First, [kʰ]. In English, any voiceless stop that’s at the start of a syllable (so the /k/ in “cap”, but not “pack”) is “aspirated”, meaning that there’s a considerable time gap with a burst of air between the opening of the stop and the start of voicing (it has a positive voice onset time). In the word “cap” /kæp/, we bring our tongue back to the velum to make a closure, we release that closure, and then, around 100 ms (milliseconds) later, we start voicing for the vowel /æ/. Viewed in terms of the acoustical waveform of speech, here’s what aspiration and VOT looks like in [kʰa]:

[g], on the other hand, is a voiced stop, where voicing actually starts during the closure. So, the tongue moves up to the velum, the vocal folds begin vibrating, and then, when the stop is released, the vowel begins immediately. The voice onset time is negative, as the voicing started before the closure. See yet another waveform diagram below, this time showing /ga/:

There’s a third option. Imagine that you started voicing at the exact moment that you released the stop, as shown below:

Then what you have is [k], what linguists refer to as a “voiceless unaspirated stop”, with a voice onset time of 0 (or close to it).

So, we have three stop choices: Voiced stops, voiceless unaspirated stops, and voiceless aspirated stops, which are all used differently in the different languages of the world. But how does this affect Jimi Hendrix?

English makes stops oddly

Our problems with Jimi Hendrix kissing guys (not that there’s anything wrong with that) come from three fundamental oddities in the way that English produces stops.

First, English only distinguishes between Aspirated and Voiced stops. “cap” starts with a /k/, which is produced with aspiration, and “gap” starts with /g/. We don’t have a three way contrast between voiced [g], voiceless unaspirated [k], and voiceless aspirated [kʰ]. Korean, as I’ve mentioned before, has that three way contrast.

Second, English word-initial (at the start of a word) voiced stops are actually produced as voiceless-unaspirated stops, with a VOT of ~0. This is because we, as English speakers, have really strong aspiration in our voiceless stops, so even if we produce something without much voicing during the closure, listeners will still be able to understand that it’s not aspirated, so clearly, the speaker must be intending to express voicing. Here’s a waveform of the word “guy”, to prove the point. Note that there’s a very little VOT here.

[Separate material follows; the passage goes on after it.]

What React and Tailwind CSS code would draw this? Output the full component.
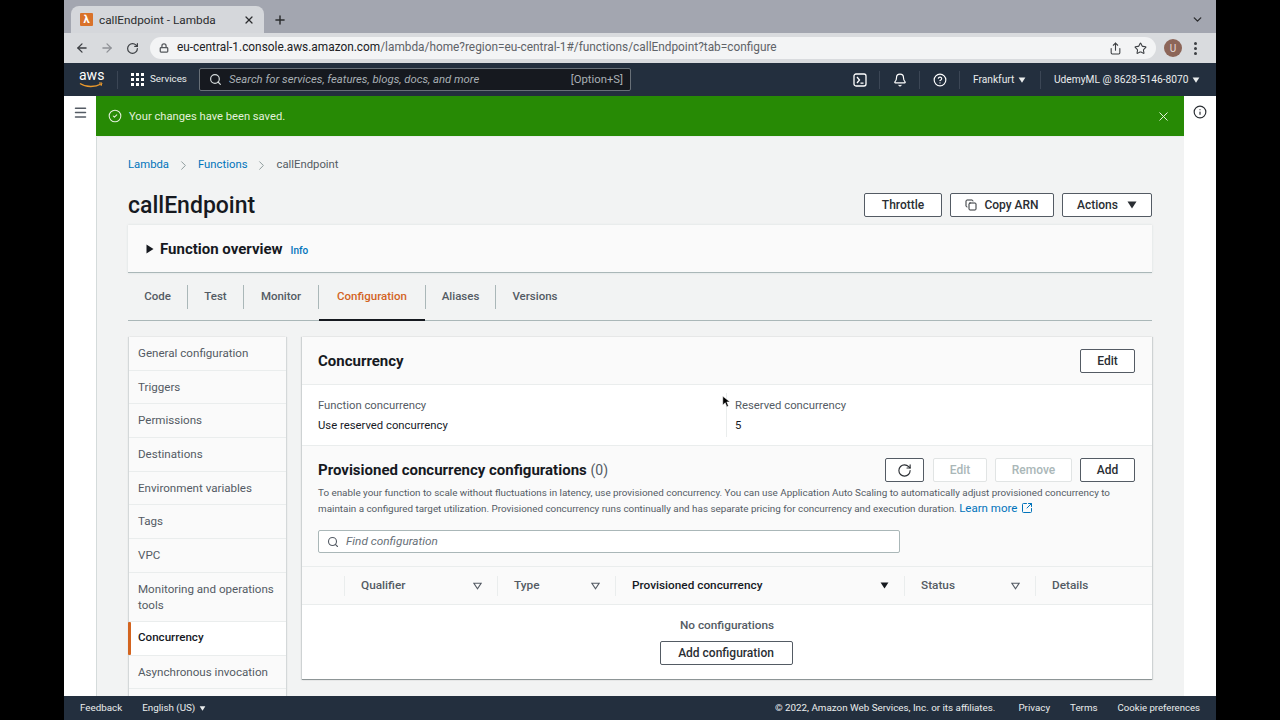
import React from "react";
import {
  ArrowLeft,
  ArrowRight,
  RotateCw,
  Lock,
  Share,
  Star,
  X,
  Plus,
  ChevronDown,
  ChevronRight,
  Search,
  Bell,
  CircleHelp,
  CircleCheck,
  Info,
  Copy,
  Menu,
  SquareArrowOutUpRight,
} from "lucide-react";

const sideItems = [
  "General configuration",
  "Triggers",
  "Permissions",
  "Destinations",
  "Environment variables",
  "Tags",
  "VPC",
  "Monitoring and operations tools",
  "Concurrency",
  "Asynchronous invocation",
];

const tabs = [
  { label: "Code", width: "w-[60px]" },
  { label: "Test", width: "w-[56px]" },
  { label: "Monitor", width: "w-[75px]" },
  { label: "Configuration", width: "w-[107px]" },
  { label: "Aliases", width: "w-[70px]" },
  { label: "Versions", width: "w-[78px]" },
];

function Caret({ className = "" }) {
  return (
    <svg viewBox="0 0 10 8" className={className} fill="currentColor">
      <path d="M0.5 0.5h9L5 7.5z" />
    </svg>
  );
}

function FilterIcon() {
  return (
    <svg viewBox="0 0 10 8" className="w-[9px] h-[8px] text-[#545b64]" fill="none" stroke="currentColor" strokeWidth="1.2">
      <path d="M1 1h8L5 7z" />
    </svg>
  );
}

function Btn({ children, className = "" }) {
  return (
    <button className={`h-6 flex items-center justify-center border border-[#545b64] rounded-[2px] bg-white text-[12px] font-medium text-[#2a2e33] ${className}`}>
      {children}
    </button>
  );
}

function DisabledBtn({ children, className = "" }) {
  return (
    <button className={`h-6 flex items-center justify-center border border-[#e1e4e4] rounded-[2px] bg-white text-[12px] font-medium text-[#aab7b8] ${className}`}>
      {children}
    </button>
  );
}

function BrowserChrome() {
  return (
    <div className="shrink-0">
      <div className="h-[33px] bg-[#a3a6b0] flex items-end relative">
        <div className="ml-[7px] w-[193px] h-[27px] bg-[#d5d7db] rounded-t-lg flex items-center pl-[9px] pr-[9px] text-[#2b2c2e] text-[11.8px]">
          <span className="w-[13px] h-[13px] bg-[#d9722a] rounded-[1px] flex items-center justify-center text-white text-[11px] font-bold leading-none mr-[6px]">λ</span>
          <span className="flex-1 mt-[2px]">callEndpoint - Lambda</span>
          <X size={12} strokeWidth={2.5} />
        </div>
        <Plus size={14} strokeWidth={2.5} className="ml-[9px] mb-[6px] text-[#2b2c2e]" />
        <ChevronDown size={13} strokeWidth={2.5} className="absolute right-[12px] top-[13px] text-[#2b2c2e]" />
      </div>
      <div className="h-[30px] bg-[#d9dbde] flex items-center text-[#3c3f43]">
        <ArrowLeft size={14} strokeWidth={2.2} className="ml-[11px]" />
        <ArrowRight size={14} strokeWidth={2.2} className="ml-[11px] text-[#8f9196]" />
        <RotateCw size={13} strokeWidth={2.2} className="ml-[12px]" />
        <div className="ml-[11px] w-[1006px] h-[22px] bg-[#f3f4f5] rounded-full flex items-center pl-[9px] pr-[9px]">
          <Lock size={10} strokeWidth={3} className="text-[#55585c]" />
          <span className="ml-[8px] text-[11.85px] text-[#5f6368]">
            <span className="text-[#202124]">eu-central-1.console.aws.amazon.com</span>/lambda/home?region=eu-central-1#/functions/callEndpoint?tab=configure
          </span>
          <Share size={13} className="ml-auto" />
          <Star size={13} className="ml-[12px]" />
        </div>
        <span className="ml-[8px] w-[18px] h-[18px] rounded-full bg-[#8c6558] text-[#e8dcd8] text-[10px] flex items-center justify-center">U</span>
        <span className="ml-[12px] flex flex-col gap-[2px]">
          <span className="w-[3px] h-[3px] rounded-full bg-[#3c3f43]" />
          <span className="w-[3px] h-[3px] rounded-full bg-[#3c3f43]" />
          <span className="w-[3px] h-[3px] rounded-full bg-[#3c3f43]" />
        </span>
      </div>
    </div>
  );
}

function AwsNav() {
  return (
    <div className="h-[33px] shrink-0 bg-[#232f3e] text-[#eaeded] flex items-center text-[10.2px] whitespace-nowrap">
      <div className="ml-[15px] w-[24px] h-[22px] relative shrink-0">
        <span className="block text-[14px] leading-[13px] text-center text-white">aws</span>
        <svg viewBox="0 0 24 7" className="absolute left-0 top-[13px] w-[24px] h-[7px]" fill="none">
          <path d="M1 1.5c6 4 15 4 21 .5" stroke="#ec9a2c" strokeWidth="1.4" />
          <path d="M20 1h3l-1 3" stroke="#ec9a2c" strokeWidth="1" />
        </svg>
      </div>
      <div className="ml-[14px] w-px h-[18px] bg-[#3b4655]" />
      <div className="ml-[13px] grid grid-cols-3 gap-[2px]">
        {Array.from({ length: 9 }).map((_, i) => (
          <span key={i} className="w-[3px] h-[3px] bg-white" />
        ))}
      </div>
      <span className="ml-[6px] w-[36px] text-[9.8px]">Services</span>
      <div className="ml-[13px] w-[432px] h-[23px] bg-[#16191f] border border-[#687078] rounded-[2px] flex items-center pl-[9px] pr-[7px] text-[11.3px]">
        <Search size={13} strokeWidth={2.2} className="text-[#d5dbdb]" />
        <span className="ml-[7px] mt-px italic text-[#a9b0b5]">Search for services, features, blogs, docs, and more</span>
        <span className="ml-auto mt-px text-[#a9b0b5]">[Option+S]</span>
      </div>
      <svg viewBox="0 0 14 14" className="ml-[222px] w-[14px] h-[14px]" fill="none" stroke="white" strokeWidth="1.3">
        <rect x="1" y="1" width="12" height="12" rx="2" />
        <path d="M4 4l2.5 3L4 10M7.5 10.2h3" />
      </svg>
      <div className="ml-[12px] w-px h-[18px] bg-[#3b4655]" />
      <Bell size={14} className="ml-[13px] text-white" />
      <div className="ml-[12px] w-px h-[18px] bg-[#3b4655]" />
      <CircleHelp size={14} className="ml-[13px] text-white" />
      <div className="ml-[12px] w-px h-[18px] bg-[#3b4655]" />
      <span className="ml-[13px] w-[41px]">Frankfurt</span>
      <Caret className="ml-[4px] w-[8px] h-[6px]" />
      <div className="ml-[14px] w-px h-[18px] bg-[#3b4655]" />
      <span className="ml-[13px] w-[135px]">UdemyML @ 8628-5146-8070</span>
      <Caret className="ml-[3px] w-[8px] h-[6px]" />
    </div>
  );
}

function Sidebar() {
  return (
    <div className="w-[157px] shrink-0 ml-px bg-[#fafafa] self-start text-[11.6px] shadow-[-1px_0_1px_rgba(0,28,36,0.12),1px_0_1px_rgba(0,28,36,0.12)]">
      {sideItems.map((label) =>
        label === "Concurrency" ? (
          <div key={label} className="relative h-[33.7px] flex items-center pl-[9px] bg-white border-b border-[#eaeded] font-medium text-[#16191f]">
            <span className="absolute -left-px top-0 bottom-0 w-[3px] rounded-[1px] bg-[#d3641f]" />
            {label}
          </div>
        ) : (
          <div key={label} className="min-h-[33.7px] py-[8px] pl-[9px] pr-[8px] border-b border-[#eaeded] text-[#545b64] leading-4">
            {label}
          </div>
        )
      )}
      <div className="h-[33.7px]" />
    </div>
  );
}

function ConcurrencyPanel() {
  return (
    <div className="flex-1 self-start border-b border-[#8d9596] shadow-[-1px_0_1px_rgba(0,28,36,0.15),1px_0_1px_rgba(0,28,36,0.15)]">
      <div className="h-[48px] bg-[#fafafa] border-b border-[#eaeded] flex items-center justify-between pl-[16px] pr-[17px]">
        <h3 className="text-[15px] font-bold text-[#16191f] mt-px">Concurrency</h3>
        <Btn className="w-[55px]">Edit</Btn>
      </div>
      <div className="h-[60px] bg-white grid grid-cols-2">
        <div className="pl-[16px] pt-[11px] leading-[20px] text-[11.3px]">
          <div className="text-[#545b64]">Function concurrency</div>
          <div className="text-[#16191f]">Use reserved concurrency</div>
        </div>
        <div className="pl-[8px] pt-[3px] leading-[20px] text-[11.3px] border-l border-[#eaeded] my-[8px] -ml-px">
          <div className="text-[#545b64]">Reserved concurrency</div>
          <div className="text-[#16191f]">5</div>
        </div>
      </div>
      <div className="bg-[#fafafa] border-t border-[#eaeded] pl-[16px] pr-[17px] pt-[12px] h-[121px]">
        <div className="flex items-center justify-between">
          <h3 className="text-[15px] font-bold text-[#16191f]">
            Provisioned concurrency configurations <span className="font-normal text-[14px] text-[#545b64]">(0)</span>
          </h3>
          <div className="flex gap-2">
            <Btn className="w-[39px] mr-px">
              <RotateCw size={15} strokeWidth={1.8} />
            </Btn>
            <DisabledBtn className="w-[54px]">Edit</DisabledBtn>
            <DisabledBtn className="w-[77px]">Remove</DisabledBtn>
            <Btn className="w-[55px]">Add</Btn>
          </div>
        </div>
        <p className="mt-[3px] text-[9.85px] leading-4 text-[#545b64]">
          To enable your function to scale without fluctuations in latency, use provisioned concurrency. You can use Application Auto Scaling to automatically adjust provisioned concurrency to maintain a configured target utilization. Provisioned concurrency runs continually and has separate pricing for concurrency and execution duration.{" "}
          <span className="text-[11.5px] leading-[12px] text-[#0073bb] whitespace-nowrap">
            Learn more
            <SquareArrowOutUpRight size={12} strokeWidth={2} className="inline ml-[4px] mb-[2px]" />
          </span>
        </p>
        <div className="mt-[13px] w-[582px] h-[23px] bg-white border border-[#aab7b8] rounded-[2px] flex items-center pl-[8px] text-[#687078] italic">
          <Search size={12} strokeWidth={2.2} className="text-[#545b64]" />
          <span className="ml-[7px]">Find configuration</span>
        </div>
      </div>
      <div className="h-[39px] bg-[#fafafa] border-y border-[#eaeded] grid grid-cols-[43px_153px_118px_289px_131px_1fr] items-center font-medium text-[#545b64]">
        <div className="h-[20px] border-r border-[#eaeded]" />
        <div className="h-[20px] border-r border-[#eaeded] flex items-center justify-between pl-[16px] pr-[15px]">
          Qualifier <FilterIcon />
        </div>
        <div className="h-[20px] border-r border-[#eaeded] flex items-center justify-between pl-[16px] pr-[15px]">
          Type <FilterIcon />
        </div>
        <div className="h-[20px] border-r border-[#eaeded] flex items-center justify-between pl-[16px] pr-[15px] text-[#16191f]">
          Provisioned concurrency <Caret className="w-[9px] h-[7px]" />
        </div>
        <div className="h-[20px] border-r border-[#eaeded] flex items-center justify-between pl-[16px] pr-[15px]">
          Status <FilterIcon />
        </div>
        <div className="pl-[16px]">Details</div>
      </div>
      <div className="h-[74px] bg-white flex flex-col items-center pt-[12px]">
        <div className="font-medium text-[#545b64] leading-4">No configurations</div>
        <Btn className="mt-[8px] w-[133px] -ml-[2px]">Add configuration</Btn>
      </div>
    </div>
  );
}

export default function App() {
  return (
    <div className="w-[1280px] h-[720px] bg-black overflow-hidden relative" style={{ fontFamily: 'Roboto, sans-serif' }}>
      <div className="mx-auto w-[1152px] h-full flex flex-col text-[11.8px]">
        <BrowserChrome />
        <AwsNav />
        <div className="flex-1 min-h-0 flex bg-[#f2f3f3]">
          <div className="w-8 shrink-0 bg-white flex justify-center pt-[9px]">
            <Menu size={15} strokeWidth={2.4} className="text-[#545b64]" />
          </div>
          <div className="flex-1 min-w-0 overflow-hidden">
            <div className="h-[41px] bg-[#278a05] flex items-center pl-[12px] pr-[13px] text-[#e3f0dc] border-b border-[#eaeded] text-[11.2px]">
              <CircleCheck size={14} strokeWidth={1.8} />
              <span className="ml-[7px] mt-[2px]">Your changes have been saved.</span>
              <X size={15} strokeWidth={1.6} className="ml-auto" />
            </div>
            <div className="pl-[31px] pr-8 border-l border-[#d5dbdb]">
              <div className="h-[56px] flex items-center text-[#0073bb] text-[11.3px]">
                <span>Lambda</span>
                <ChevronRight size={15} strokeWidth={1.5} className="mx-[7px] text-[#879596]" />
                <span>Functions</span>
                <ChevronRight size={15} strokeWidth={1.5} className="mx-[7px] text-[#879596]" />
                <span className="text-[#545b64]">callEndpoint</span>
              </div>
              <div className="h-6 mb-2 flex items-center justify-between">
                <h1 className="text-[23px] font-medium text-[#16191f] mt-[2px]">callEndpoint</h1>
                <div className="flex gap-2">
                  <Btn className="w-[78px]">Throttle</Btn>
                  <Btn className="w-[104px]">
                    <Copy size={12} className="mr-[7px]" />
                    Copy ARN
                  </Btn>
                  <Btn className="w-[90px]">
                    Actions
                    <Caret className="ml-[9px] w-[10px] h-[8px]" />
                  </Btn>
                </div>
              </div>
              <div className="h-[48px] bg-[#fafafa] border-b border-[#aab7b8] shadow-[0_0_2px_#d5dbdb] flex items-center pl-[17px]">
                <Caret className="w-[10px] h-[8px] -rotate-90 text-[#16191f]" />
                <span className="ml-[5px] mt-px text-[15px] font-bold text-[#16191f]">Function overview</span>
                <span className="ml-[8px] mt-[3px] text-[10px] font-medium text-[#0073bb]">Info</span>
              </div>
              <div className="h-[48px] flex items-center border-b border-[#aab7b8] relative text-[11.5px]">
                {tabs.map((t) => (
                  <div
                    key={t.label}
                    className={`h-[24px] ${t.width} pt-px flex items-center justify-center font-medium border-r border-[#aab7b8] last:border-r-0 relative ${t.label === "Configuration" ? "text-[#d3641f]" : "text-[#545b64]"}`}
                  >
                    {t.label}
                    {t.label === "Configuration" && <span className="absolute left-0 right-0 top-[34px] h-[2px] bg-[#16191f]" />}
                  </div>
                ))}
              </div>
              <div className="mt-4 flex gap-4">
                <Sidebar />
                <ConcurrencyPanel />
              </div>
            </div>
          </div>
          <div className="w-8 shrink-0 bg-white flex justify-center pt-[9px]">
            <Info size={14} strokeWidth={2} className="text-[#2a2e33]" />
          </div>
        </div>
        <div className="h-6 shrink-0 bg-[#232f3e] text-[#eaeded] text-[9.8px] flex items-center pl-4 pr-4 pt-px">
          <span>Feedback</span>
          <span className="ml-[20px]">English (US)</span>
          <Caret className="ml-[4px] w-[7px] h-[5px]" />
          <span className="ml-auto">© 2022, Amazon Web Services, Inc. or its affiliates.</span>
          <span className="ml-[23px]">Privacy</span>
          <span className="ml-[20px]">Terms</span>
          <span className="ml-[20px] text-[9.6px]">Cookie preferences</span>
        </div>
      </div>
      <svg viewBox="0 0 10 15" className="absolute left-[722px] top-[395px] w-[8px] h-[13px]">
        <path d="M1 1v11l3-3 2 5 2-1-2-5h4z" fill="black" stroke="white" strokeWidth="0.6" />
      </svg>
    </div>
  );
}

Finally, when following an /s/, English voiceless stops are not aspirated. So, in the word “sky”, we have an unaspirated stop, rather than the normal, aspirated [kʰ] which our writing system would lead us to expect. Here’s a waveform showing the very small VOT in “sky”:

So, in effect, the /g/ in “guy” and the /k/ in “sky” are the same sound! Still don’t believe me? Well, first listen to sky, then listen to guy, then listen to “sky” where I’ve digitally removed the /s/. Your writing system has been lying to you!

So what does Jimi Hendrix kissing men have to do with Stop Acoustics?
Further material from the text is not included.